Differences Between Opening Statements & Closing Arguments
Each party in a jury trial has a right to speak directly to jurors once before and once after the evidence is presented.
The opening statement at the beginning of the trial is limited to outlining facts. This is each party's opportunity to set the basic scene for the jurors, introduce them to the core dispute(s) in the case, and provide a general road map of how the trial is expected to unfold. Absent strategic reasons not to do so, parties should lay out for the jurors who their witnesses are, how they are related to the parties and to each other, and what each is expected to say on the witness stand. Opening statements include such phrases as, “Ms. Smith will testify under oath that she saw Mr. Johnson do X,” and “The evidence will show that Defendant did not do Y.” Although opening statements should be as persuasive as possible, they should not include arguments. They come at the end of the trial.
Only after the jury has seen and heard the factual evidence of the case are the parties allowed to try to persuade them about its overall significance. Closing arguments are the opportunity for each party to remind jurors about key evidence presented and to persuade them to adopt an interpretation favorable to their position.

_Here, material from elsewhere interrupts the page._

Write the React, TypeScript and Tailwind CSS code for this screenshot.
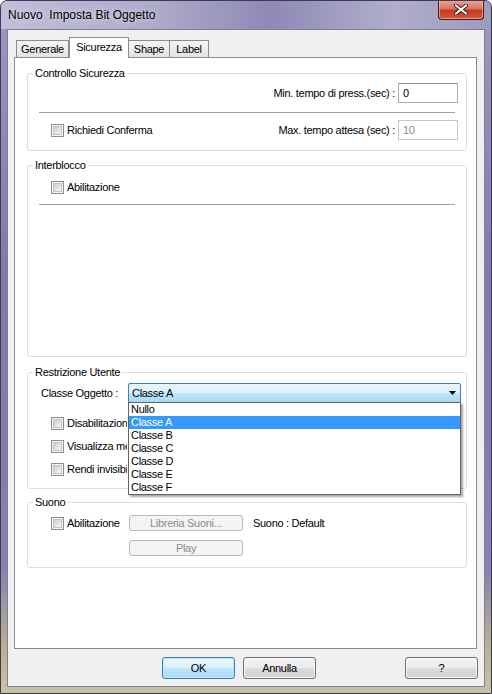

At this point, parties are free to use hypothetical analogies to make their points; to comment on the credibility of the witnesses, to discuss how they believe the various pieces of the puzzle fit into a compelling whole, and to advocate why jurors should decide the case in their favor.
There is a critical difference between opening statements and closing arguments. In opening statements, parties are restricted to stating the evidence: (“Witness A will testify that Event X occurred”). In closing arguments, the parties are free to argue the merits: “As we know from Witness A’s compelling testimony, Event X occurred, which clearly established who should be held responsible in this case.”.